Prompt: Transcribe the listing that follows in full, omitting pictures.

Extracted information:
■ ■ ■ ■ ■

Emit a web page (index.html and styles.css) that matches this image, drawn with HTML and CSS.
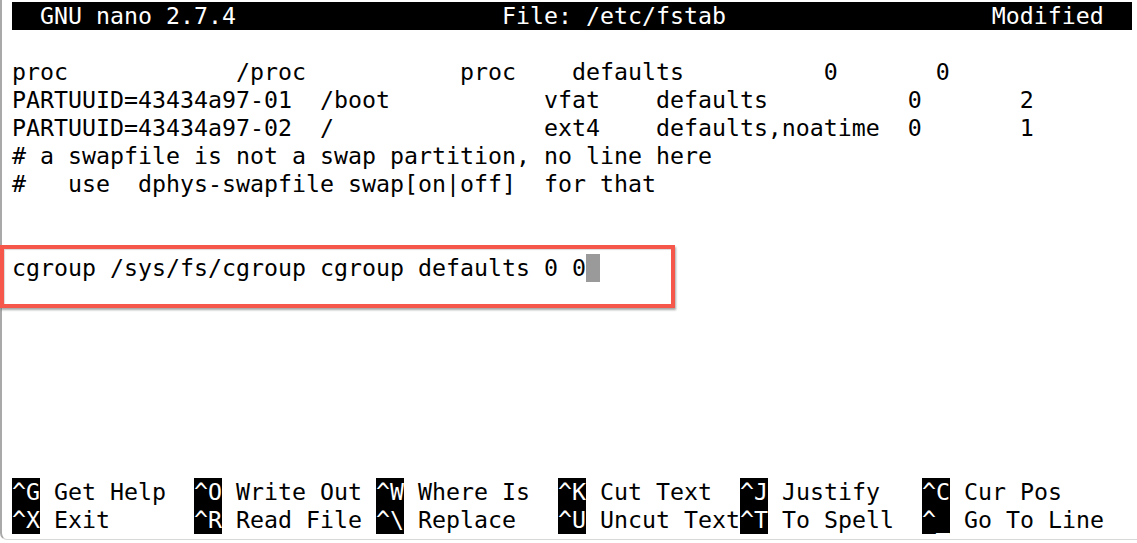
FILE: index.html
```html
<!DOCTYPE html>
<html>
<head>
<meta charset="utf-8">
<link rel="stylesheet" href="styles.css">
</head>
<body>
<div class="window">
  <div class="term">
    <div class="row title">  GNU nano 2.7.4                   File: /etc/fstab                   Modified  </div>
    <div class="row"> </div>
    <div class="row">proc            /proc           proc    defaults          0       0</div>
    <div class="row">PARTUUID=43434a97-01  /boot           vfat    defaults          0       2</div>
    <div class="row">PARTUUID=43434a97-02  /               ext4    defaults,noatime  0       1</div>
    <div class="row"># a swapfile is not a swap partition, no line here</div>
    <div class="row">#   use  dphys-swapfile swap[on|off]  for that</div>
    <div class="row"> </div>
    <div class="row"> </div>
    <div class="row">cgroup /sys/fs/cgroup cgroup defaults 0 0<span class="cursor"> </span></div>
    <div class="row"> </div>
    <div class="row"> </div>
    <div class="row"> </div>
    <div class="row"> </div>
    <div class="row"> </div>
    <div class="row"> </div>
    <div class="row"> </div>
    <div class="row"><span class="key">^G</span> Get Help  <span class="key">^O</span> Write Out <span class="key">^W</span> Where Is  <span class="key">^K</span> Cut Text  <span class="key">^J</span> Justify   <span class="key">^C</span> Cur Pos</div>
    <div class="row"><span class="key">^X</span> Exit      <span class="key">^R</span> Read File <span class="key">^\</span> Replace   <span class="key">^U</span> Uncut Text<span class="key">^T</span> To Spell  <span class="key">^_</span> Go To Line</div>
  </div>
  <div class="highlight"></div>
</div>
</body>
</html>
```

FILE: styles.css
```css
html, body {
  margin: 0;
  padding: 0;
  background: #ffffff;
  overflow: hidden;
}

.window {
  position: relative;
  width: 1150px;
  height: 540px;
  border-left: 2px solid #a9a9a9;
  border-bottom: 1px solid #d8d8d8;
  border-bottom-left-radius: 7px;
  box-sizing: border-box;
}

.term {
  padding: 2px 0 0 10px;
  font-family: "DejaVu Sans Mono", monospace;
  font-size: 23.25px;
  color: #000;
}

.row {
  height: 28px;
  line-height: 28px;
  white-space: pre;
}

.title {
  display: inline-block;
  background: #000;
  color: #fff;
  vertical-align: top;
}

.key {
  display: inline-block;
  height: 28px;
  background: #000;
  color: #fff;
  vertical-align: top;
  overflow: visible;
}

.cursor {
  display: inline-block;
  width: 14px;
  height: 28px;
  background: #9a9a9a;
  vertical-align: top;
}

.highlight {
  position: absolute;
  left: -2px;
  top: 245px;
  width: 675px;
  height: 63px;
  border: 4px solid #f5584b;
  box-sizing: border-box;
  box-shadow: 1px 2px 2px rgba(0, 0, 0, 0.35), inset 1px 1px 1px rgba(0, 0, 0, 0.15);
}
```
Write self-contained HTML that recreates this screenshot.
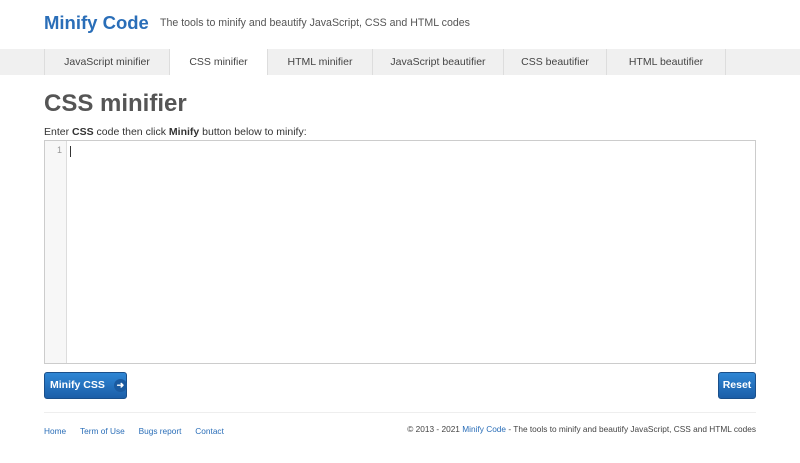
<!DOCTYPE html>
<html><head><style>
body{margin:0;background:#fff;font-family:"Liberation Sans",Arial,sans-serif;width:800px;height:463px;overflow:hidden;position:relative;color:#333}
.a{position:absolute}
.logo{left:44px;top:12px;font-size:18.5px;font-weight:bold;color:#2a6eb8}
.tag{left:160px;top:17px;font-size:10.6px;color:#555}
.nav{left:0;top:49px;width:800px;height:26px;background:#f0f0f0}
.tab{position:absolute;top:0;height:26px;line-height:26px;text-align:center;font-size:10.5px;color:#444;border-left:1px solid #ddd}
h1{position:absolute;left:44px;top:90px;margin:0;font-size:24px;color:#555}
.ins{left:44px;top:126px;font-size:10.5px;color:#333}
.ed{left:44px;top:140px;width:710px;height:222px;border:1px solid #ccc;background:#fff}
.gut{left:0;top:0;width:21px;height:222px;background:#f7f7f7;border-right:1px solid #ddd}
.btn{background:linear-gradient(#2f86d4,#1b5ea8);color:#fff;font-weight:bold;font-size:10.5px;border-radius:3px;border:1px solid #1a4f8a;height:25px;line-height:25px;white-space:nowrap}
.f{font-size:8.3px;top:426px;white-space:nowrap}
.f a{color:#2a6eb8;text-decoration:none}
</style></head><body>
<div class="a logo">Minify Code</div>
<div class="a tag">The tools to minify and beautify JavaScript, CSS and HTML codes</div>
<div class="a nav">
<div class="tab" style="left:44px;width:124px">JavaScript minifier</div>
<div class="tab" style="left:169px;width:97px;background:#fff">CSS minifier</div>
<div class="tab" style="left:267px;width:104px">HTML minifier</div>
<div class="tab" style="left:372px;width:130px">JavaScript beautifier</div>
<div class="tab" style="left:503px;width:102px">CSS beautifier</div>
<div class="tab" style="left:606px;width:118px">HTML beautifier</div>
<div class="tab" style="left:725px;width:0"></div>
</div>
<h1>CSS minifier</h1>
<div class="a ins">Enter <b>CSS</b> code then click <b>Minify</b> button below to minify:</div>
<div class="a ed"><div class="a gut"><div style="font-size:9px;color:#999;text-align:right;padding:4px 4px 0 0">1</div></div><div class="a" style="left:25px;top:5px;width:1px;height:11px;background:#333"></div></div>
<div class="a btn" style="left:44px;top:372px;width:81px"><span style="margin-left:5px">Minify CSS</span><span style="display:inline-block;margin-left:9px;width:13px;height:13px;border-radius:7px;background:#1a5aa0;text-align:center;line-height:13px;font-size:9px;vertical-align:middle">➜</span></div>
<div class="a btn" style="left:718px;top:372px;width:36px;text-align:center">Reset</div>
<div class="a" style="left:44px;top:412px;width:712px;height:1px;background:#eee"></div>
<div class="a f" style="left:44px"><a>Home</a>&nbsp;&nbsp;&nbsp;&nbsp;&nbsp;&nbsp;<a>Term of Use</a>&nbsp;&nbsp;&nbsp;&nbsp;&nbsp;&nbsp;<a>Bugs report</a>&nbsp;&nbsp;&nbsp;&nbsp;&nbsp;&nbsp;<a>Contact</a></div>
<div class="a f" style="right:44px;top:424px;color:#444">© 2013 - 2021 <a>Minify Code</a> - The tools to minify and beautify JavaScript, CSS and HTML codes</div>
</body></html>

■ ■ ■ ■ ■

Answer to the problem:
Emit a web page (index.html and styles.css) that matches this image, drawn with HTML and CSS.
FILE: index.html
```html
<!DOCTYPE html>
<html>
<head>
<meta charset="utf-8">
<link rel="stylesheet" href="styles.css">
</head>
<body>
<div class="window">
  <div class="term">
    <div class="row title">  GNU nano 2.7.4                   File: /etc/fstab                   Modified  </div>
    <div class="row"> </div>
    <div class="row">proc            /proc           proc    defaults          0       0</div>
    <div class="row">PARTUUID=43434a97-01  /boot           vfat    defaults          0       2</div>
    <div class="row">PARTUUID=43434a97-02  /               ext4    defaults,noatime  0       1</div>
    <div class="row"># a swapfile is not a swap partition, no line here</div>
    <div class="row">#   use  dphys-swapfile swap[on|off]  for that</div>
    <div class="row"> </div>
    <div class="row"> </div>
    <div class="row">cgroup /sys/fs/cgroup cgroup defaults 0 0<span class="cursor"> </span></div>
    <div class="row"> </div>
    <div class="row"> </div>
    <div class="row"> </div>
    <div class="row"> </div>
    <div class="row"> </div>
    <div class="row"> </div>
    <div class="row"> </div>
    <div class="row"><span class="key">^G</span> Get Help  <span class="key">^O</span> Write Out <span class="key">^W</span> Where Is  <span class="key">^K</span> Cut Text  <span class="key">^J</span> Justify   <span class="key">^C</span> Cur Pos</div>
    <div class="row"><span class="key">^X</span> Exit      <span class="key">^R</span> Read File <span class="key">^\</span> Replace   <span class="key">^U</span> Uncut Text<span class="key">^T</span> To Spell  <span class="key">^_</span> Go To Line</div>
  </div>
  <div class="highlight"></div>
</div>
</body>
</html>
```

FILE: styles.css
```css
html, body {
  margin: 0;
  padding: 0;
  background: #ffffff;
  overflow: hidden;
}

.window {
  position: relative;
  width: 1150px;
  height: 540px;
  border-left: 2px solid #a9a9a9;
  border-bottom: 1px solid #d8d8d8;
  border-bottom-left-radius: 7px;
  box-sizing: border-box;
}

.term {
  padding: 2px 0 0 10px;
  font-family: "DejaVu Sans Mono", monospace;
  font-size: 23.25px;
  color: #000;
}

.row {
  height: 28px;
  line-height: 28px;
  white-space: pre;
}

.title {
  display: inline-block;
  background: #000;
  color: #fff;
  vertical-align: top;
}

.key {
  display: inline-block;
  height: 28px;
  background: #000;
  color: #fff;
  vertical-align: top;
  overflow: visible;
}

.cursor {
  display: inline-block;
  width: 14px;
  height: 28px;
  background: #9a9a9a;
  vertical-align: top;
}

.highlight {
  position: absolute;
  left: -2px;
  top: 245px;
  width: 675px;
  height: 63px;
  border: 4px solid #f5584b;
  box-sizing: border-box;
  box-shadow: 1px 2px 2px rgba(0, 0, 0, 0.35), inset 1px 1px 1px rgba(0, 0, 0, 0.15);
}
```
Write self-contained HTML that recreates this screenshot.
<!DOCTYPE html>
<html><head><style>
body{margin:0;background:#fff;font-family:"Liberation Sans",Arial,sans-serif;width:800px;height:463px;overflow:hidden;position:relative;color:#333}
.a{position:absolute}
.logo{left:44px;top:12px;font-size:18.5px;font-weight:bold;color:#2a6eb8}
.tag{left:160px;top:17px;font-size:10.6px;color:#555}
.nav{left:0;top:49px;width:800px;height:26px;background:#f0f0f0}
.tab{position:absolute;top:0;height:26px;line-height:26px;text-align:center;font-size:10.5px;color:#444;border-left:1px solid #ddd}
h1{position:absolute;left:44px;top:90px;margin:0;font-size:24px;color:#555}
.ins{left:44px;top:126px;font-size:10.5px;color:#333}
.ed{left:44px;top:140px;width:710px;height:222px;border:1px solid #ccc;background:#fff}
.gut{left:0;top:0;width:21px;height:222px;background:#f7f7f7;border-right:1px solid #ddd}
.btn{background:linear-gradient(#2f86d4,#1b5ea8);color:#fff;font-weight:bold;font-size:10.5px;border-radius:3px;border:1px solid #1a4f8a;height:25px;line-height:25px;white-space:nowrap}
.f{font-size:8.3px;top:426px;white-space:nowrap}
.f a{color:#2a6eb8;text-decoration:none}
</style></head><body>
<div class="a logo">Minify Code</div>
<div class="a tag">The tools to minify and beautify JavaScript, CSS and HTML codes</div>
<div class="a nav">
<div class="tab" style="left:44px;width:124px">JavaScript minifier</div>
<div class="tab" style="left:169px;width:97px;background:#fff">CSS minifier</div>
<div class="tab" style="left:267px;width:104px">HTML minifier</div>
<div class="tab" style="left:372px;width:130px">JavaScript beautifier</div>
<div class="tab" style="left:503px;width:102px">CSS beautifier</div>
<div class="tab" style="left:606px;width:118px">HTML beautifier</div>
<div class="tab" style="left:725px;width:0"></div>
</div>
<h1>CSS minifier</h1>
<div class="a ins">Enter <b>CSS</b> code then click <b>Minify</b> button below to minify:</div>
<div class="a ed"><div class="a gut"><div style="font-size:9px;color:#999;text-align:right;padding:4px 4px 0 0">1</div></div><div class="a" style="left:25px;top:5px;width:1px;height:11px;background:#333"></div></div>
<div class="a btn" style="left:44px;top:372px;width:81px"><span style="margin-left:5px">Minify CSS</span><span style="display:inline-block;margin-left:9px;width:13px;height:13px;border-radius:7px;background:#1a5aa0;text-align:center;line-height:13px;font-size:9px;vertical-align:middle">➜</span></div>
<div class="a btn" style="left:718px;top:372px;width:36px;text-align:center">Reset</div>
<div class="a" style="left:44px;top:412px;width:712px;height:1px;background:#eee"></div>
<div class="a f" style="left:44px"><a>Home</a>&nbsp;&nbsp;&nbsp;&nbsp;&nbsp;&nbsp;<a>Term of Use</a>&nbsp;&nbsp;&nbsp;&nbsp;&nbsp;&nbsp;<a>Bugs report</a>&nbsp;&nbsp;&nbsp;&nbsp;&nbsp;&nbsp;<a>Contact</a></div>
<div class="a f" style="right:44px;top:424px;color:#444">© 2013 - 2021 <a>Minify Code</a> - The tools to minify and beautify JavaScript, CSS and HTML codes</div>
</body></html>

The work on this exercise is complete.